>> start

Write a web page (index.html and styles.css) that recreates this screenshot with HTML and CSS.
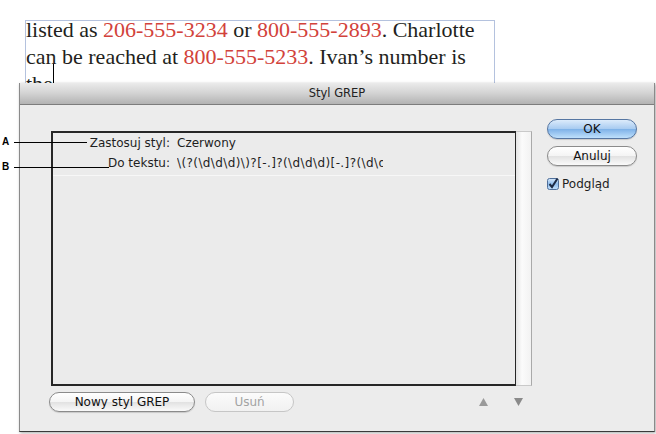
FILE: index.html
```html
<!DOCTYPE html>
<html lang="pl">
<head>
    <meta charset="UTF-8">
    <meta name="viewport" content="width=device-width, initial-scale=1.0">
    <title>Styl GREP</title>
    <link rel="stylesheet" href="styles.css">
</head>
<body>
    <div class="text-frame">
        <p class="story">listed as <span class="match">206-555-3234</span> or <span class="match">800-555-2893</span>. Charlotte<br>can be reached at <span class="match">800-555-5233</span>. Ivan’s number is<br>the<span class="caret"></span></p>
    </div>

    <div class="dialog">
        <div class="titlebar">Styl GREP</div>
        <div class="dialog-body">
            <div class="main-col">
                <div class="style-list">
                    <div class="list-box">
                        <div class="rule">
                            <span class="field-label">Zastosuj styl:</span>
                            <span class="field-value">Czerwony</span>
                            <span class="field-label">Do tekstu:</span>
                            <span class="field-value regex">\(?(\d\d\d)\)?[-.]?(\d\d\d)[-.]?(\d\d\d\d)</span>
                        </div>
                    </div>
                    <div class="scroll-track"></div>
                </div>
                <div class="list-actions">
                    <button class="aqua-btn new-style">Nowy styl GREP</button>
                    <button class="aqua-btn remove" disabled>Usuń</button>
                    <div class="order-arrows">
                        <svg width="9" height="8" viewBox="0 0 9 8"><polygon points="4.5,0 9,8 0,8" fill="#9a9a9a"/></svg>
                        <svg width="9" height="8" viewBox="0 0 9 8"><polygon points="0,0 9,0 4.5,8" fill="#8a8a8a"/></svg>
                    </div>
                </div>
            </div>
            <div class="side-col">
                <button class="aqua-btn default">OK</button>
                <button class="aqua-btn">Anuluj</button>
                <label class="check">
                    <svg width="12" height="12" viewBox="0 0 12 12">
                        <defs>
                            <linearGradient id="boxFill" x1="0" y1="0" x2="0" y2="1">
                                <stop offset="0" stop-color="#d7e8fa"/>
                                <stop offset="0.5" stop-color="#8fbcec"/>
                                <stop offset="1" stop-color="#c4e0fb"/>
                            </linearGradient>
                        </defs>
                        <rect x="0.5" y="0.5" width="11" height="11" rx="2" fill="url(#boxFill)" stroke="#4f6f9a"/>
                        <path d="M2.5 6 L5 9 L10.5 0.5" fill="none" stroke="#1c2a44" stroke-width="2"/>
                    </svg>
                    Podgląd
                </label>
            </div>
        </div>
    </div>

    <div class="callout callout-a"><span class="callout-letter">A</span><span class="callout-line"></span></div>
    <div class="callout callout-b"><span class="callout-letter">B</span><span class="callout-line"></span></div>
</body>
</html>
```

FILE: styles.css
```css
body {
    margin: 0;
    background: #ffffff;
    font-family: "DejaVu Sans", sans-serif;
    overflow: hidden;
}

/* text frame behind the dialog */
.text-frame {
    margin: 20px 0 0 25px;
    width: 468px;
    height: 140px;
    border: 1px solid #b4c2de;
}

.story {
    margin: -5px 0 0 0;
    font-family: "Liberation Serif", serif;
    font-size: 22px;
    line-height: 27px;
    color: #231f20;
    white-space: nowrap;
}

.match {
    color: #d2423b;
}

.caret {
    display: inline-block;
    width: 1px;
    height: 27px;
    margin-top: -6px;
    background: #000000;
}

/* dialog window */
.dialog {
    position: absolute;
    left: 19px;
    top: 83px;
    width: 636px;
    box-sizing: border-box;
    border: 1px solid #8a8a8a;
    border-top: none;
    border-bottom-color: #3a3a3a;
    background: #ececec;
    box-shadow: 1px 1px 3px rgba(0, 0, 0, 0.35);
}

.titlebar {
    height: 21px;
    line-height: 21px;
    border-bottom: 1px solid #7d7d7d;
    background: linear-gradient(#ebebeb, #d2d2d2 50%, #b3b3b3);
    text-align: center;
    font-size: 11.5px;
    color: #222;
}

.dialog-body {
    display: flex;
    gap: 15px;
    padding: 14px 18px 19px 31px;
}

.main-col {
    width: 481px;
    margin-top: 12px;
}

.style-list {
    display: flex;
    height: 255px;
}

.list-box {
    width: 465px;
    box-sizing: border-box;
    border: 2px solid #262626;
    border-right-width: 1px;
    background: #ebebeb;
}

.rule {
    display: grid;
    grid-template-columns: 117px 206px;
    column-gap: 7px;
    padding-bottom: 2px;
    border-bottom: 1px solid #f7f7f7;
    font-size: 12px;
    line-height: 20px;
    color: #1e1e1e;
}

.field-label {
    text-align: right;
}

.field-value {
    overflow: hidden;
    white-space: nowrap;
}

.regex {
    letter-spacing: 0.4px;
}

.scroll-track {
    width: 16px;
    box-sizing: border-box;
    border-right: 1px solid #a9a9a9;
    border-top: 1px solid #c9c9c9;
    border-bottom: 1px solid #c9c9c9;
    background: linear-gradient(90deg, #e4e4e4, #fbfbfb 40%, #f2f2f2);
}

.list-actions {
    display: flex;
    align-items: center;
    gap: 10px;
    margin-top: 6px;
    margin-left: -2px;
    padding-right: 9px;
}

.order-arrows {
    display: flex;
    gap: 26px;
    margin-left: auto;
}

/* aqua buttons */
.aqua-btn {
    height: 20px;
    padding: 0;
    border: 1px solid #8b8b8b;
    border-radius: 10px;
    background: linear-gradient(#ffffff, #f4f4f4 50%, #e2e2e2 52%, #fafafa);
    box-shadow: 0 1px 1px rgba(0, 0, 0, 0.15);
    font-family: "DejaVu Sans", sans-serif;
    font-size: 12px;
    color: #111;
}

.new-style {
    width: 146px;
}

.remove {
    width: 89px;
}

.aqua-btn:disabled {
    border-color: #c6c6c6;
    background: linear-gradient(#fbfbfb, #f1f1f1);
    box-shadow: none;
    color: #a3a3a3;
}

.side-col {
    display: flex;
    flex-direction: column;
    width: 89px;
}

.side-col .aqua-btn {
    width: 90px;
    margin-bottom: 7px;
}

.aqua-btn.default {
    border-color: #5676a2;
    background: linear-gradient(#dcebfb, #a9ccf1 48%, #7fb2e8 52%, #bfe0fc);
}

.check {
    display: flex;
    align-items: center;
    gap: 3px;
    margin-top: 4px;
    font-size: 12px;
    color: #1e1e1e;
}

/* callout letters */
.callout {
    position: absolute;
    left: 2px;
    display: flex;
    align-items: center;
    gap: 5px;
}

.callout-a {
    top: 135px;
}

.callout-b {
    top: 160px;
}

.callout-letter {
    font-family: "Liberation Sans", sans-serif;
    font-weight: bold;
    font-size: 10px;
    line-height: 14px;
    color: #000;
}

.callout-line {
    height: 1px;
    background: #000;
}

.callout-a .callout-line {
    width: 73px;
}

.callout-b .callout-line {
    width: 95px;
}
```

>> end

> Goal of the exercise
Reproduce the material above in full and without alteration, but skip all pictures.

> Full solution
Write a web page (index.html and styles.css) that recreates this screenshot with HTML and CSS.
FILE: index.html
```html
<!DOCTYPE html>
<html lang="pl">
<head>
    <meta charset="UTF-8">
    <meta name="viewport" content="width=device-width, initial-scale=1.0">
    <title>Styl GREP</title>
    <link rel="stylesheet" href="styles.css">
</head>
<body>
    <div class="text-frame">
        <p class="story">listed as <span class="match">206-555-3234</span> or <span class="match">800-555-2893</span>. Charlotte<br>can be reached at <span class="match">800-555-5233</span>. Ivan’s number is<br>the<span class="caret"></span></p>
    </div>

    <div class="dialog">
        <div class="titlebar">Styl GREP</div>
        <div class="dialog-body">
            <div class="main-col">
                <div class="style-list">
                    <div class="list-box">
                        <div class="rule">
                            <span class="field-label">Zastosuj styl:</span>
                            <span class="field-value">Czerwony</span>
                            <span class="field-label">Do tekstu:</span>
                            <span class="field-value regex">\(?(\d\d\d)\)?[-.]?(\d\d\d)[-.]?(\d\d\d\d)</span>
                        </div>
                    </div>
                    <div class="scroll-track"></div>
                </div>
                <div class="list-actions">
                    <button class="aqua-btn new-style">Nowy styl GREP</button>
                    <button class="aqua-btn remove" disabled>Usuń</button>
                    <div class="order-arrows">
                        <svg width="9" height="8" viewBox="0 0 9 8"><polygon points="4.5,0 9,8 0,8" fill="#9a9a9a"/></svg>
                        <svg width="9" height="8" viewBox="0 0 9 8"><polygon points="0,0 9,0 4.5,8" fill="#8a8a8a"/></svg>
                    </div>
                </div>
            </div>
            <div class="side-col">
                <button class="aqua-btn default">OK</button>
                <button class="aqua-btn">Anuluj</button>
                <label class="check">
                    <svg width="12" height="12" viewBox="0 0 12 12">
                        <defs>
                            <linearGradient id="boxFill" x1="0" y1="0" x2="0" y2="1">
                                <stop offset="0" stop-color="#d7e8fa"/>
                                <stop offset="0.5" stop-color="#8fbcec"/>
                                <stop offset="1" stop-color="#c4e0fb"/>
                            </linearGradient>
                        </defs>
                        <rect x="0.5" y="0.5" width="11" height="11" rx="2" fill="url(#boxFill)" stroke="#4f6f9a"/>
                        <path d="M2.5 6 L5 9 L10.5 0.5" fill="none" stroke="#1c2a44" stroke-width="2"/>
                    </svg>
                    Podgląd
                </label>
            </div>
        </div>
    </div>

    <div class="callout callout-a"><span class="callout-letter">A</span><span class="callout-line"></span></div>
    <div class="callout callout-b"><span class="callout-letter">B</span><span class="callout-line"></span></div>
</body>
</html>
```

FILE: styles.css
```css
body {
    margin: 0;
    background: #ffffff;
    font-family: "DejaVu Sans", sans-serif;
    overflow: hidden;
}

/* text frame behind the dialog */
.text-frame {
    margin: 20px 0 0 25px;
    width: 468px;
    height: 140px;
    border: 1px solid #b4c2de;
}

.story {
    margin: -5px 0 0 0;
    font-family: "Liberation Serif", serif;
    font-size: 22px;
    line-height: 27px;
    color: #231f20;
    white-space: nowrap;
}

.match {
    color: #d2423b;
}

.caret {
    display: inline-block;
    width: 1px;
    height: 27px;
    margin-top: -6px;
    background: #000000;
}

/* dialog window */
.dialog {
    position: absolute;
    left: 19px;
    top: 83px;
    width: 636px;
    box-sizing: border-box;
    border: 1px solid #8a8a8a;
    border-top: none;
    border-bottom-color: #3a3a3a;
    background: #ececec;
    box-shadow: 1px 1px 3px rgba(0, 0, 0, 0.35);
}

.titlebar {
    height: 21px;
    line-height: 21px;
    border-bottom: 1px solid #7d7d7d;
    background: linear-gradient(#ebebeb, #d2d2d2 50%, #b3b3b3);
    text-align: center;
    font-size: 11.5px;
    color: #222;
}

.dialog-body {
    display: flex;
    gap: 15px;
    padding: 14px 18px 19px 31px;
}

.main-col {
    width: 481px;
    margin-top: 12px;
}

.style-list {
    display: flex;
    height: 255px;
}

.list-box {
    width: 465px;
    box-sizing: border-box;
    border: 2px solid #262626;
    border-right-width: 1px;
    background: #ebebeb;
}

.rule {
    display: grid;
    grid-template-columns: 117px 206px;
    column-gap: 7px;
    padding-bottom: 2px;
    border-bottom: 1px solid #f7f7f7;
    font-size: 12px;
    line-height: 20px;
    color: #1e1e1e;
}

.field-label {
    text-align: right;
}

.field-value {
    overflow: hidden;
    white-space: nowrap;
}

.regex {
    letter-spacing: 0.4px;
}

.scroll-track {
    width: 16px;
    box-sizing: border-box;
    border-right: 1px solid #a9a9a9;
    border-top: 1px solid #c9c9c9;
    border-bottom: 1px solid #c9c9c9;
    background: linear-gradient(90deg, #e4e4e4, #fbfbfb 40%, #f2f2f2);
}

.list-actions {
    display: flex;
    align-items: center;
    gap: 10px;
    margin-top: 6px;
    margin-left: -2px;
    padding-right: 9px;
}

.order-arrows {
    display: flex;
    gap: 26px;
    margin-left: auto;
}

/* aqua buttons */
.aqua-btn {
    height: 20px;
    padding: 0;
    border: 1px solid #8b8b8b;
    border-radius: 10px;
    background: linear-gradient(#ffffff, #f4f4f4 50%, #e2e2e2 52%, #fafafa);
    box-shadow: 0 1px 1px rgba(0, 0, 0, 0.15);
    font-family: "DejaVu Sans", sans-serif;
    font-size: 12px;
    color: #111;
}

.new-style {
    width: 146px;
}

.remove {
    width: 89px;
}

.aqua-btn:disabled {
    border-color: #c6c6c6;
    background: linear-gradient(#fbfbfb, #f1f1f1);
    box-shadow: none;
    color: #a3a3a3;
}

.side-col {
    display: flex;
    flex-direction: column;
    width: 89px;
}

.side-col .aqua-btn {
    width: 90px;
    margin-bottom: 7px;
}

.aqua-btn.default {
    border-color: #5676a2;
    background: linear-gradient(#dcebfb, #a9ccf1 48%, #7fb2e8 52%, #bfe0fc);
}

.check {
    display: flex;
    align-items: center;
    gap: 3px;
    margin-top: 4px;
    font-size: 12px;
    color: #1e1e1e;
}

/* callout letters */
.callout {
    position: absolute;
    left: 2px;
    display: flex;
    align-items: center;
    gap: 5px;
}

.callout-a {
    top: 135px;
}

.callout-b {
    top: 160px;
}

.callout-letter {
    font-family: "Liberation Sans", sans-serif;
    font-weight: bold;
    font-size: 10px;
    line-height: 14px;
    color: #000;
}

.callout-line {
    height: 1px;
    background: #000;
}

.callout-a .callout-line {
    width: 73px;
}

.callout-b .callout-line {
    width: 95px;
}
```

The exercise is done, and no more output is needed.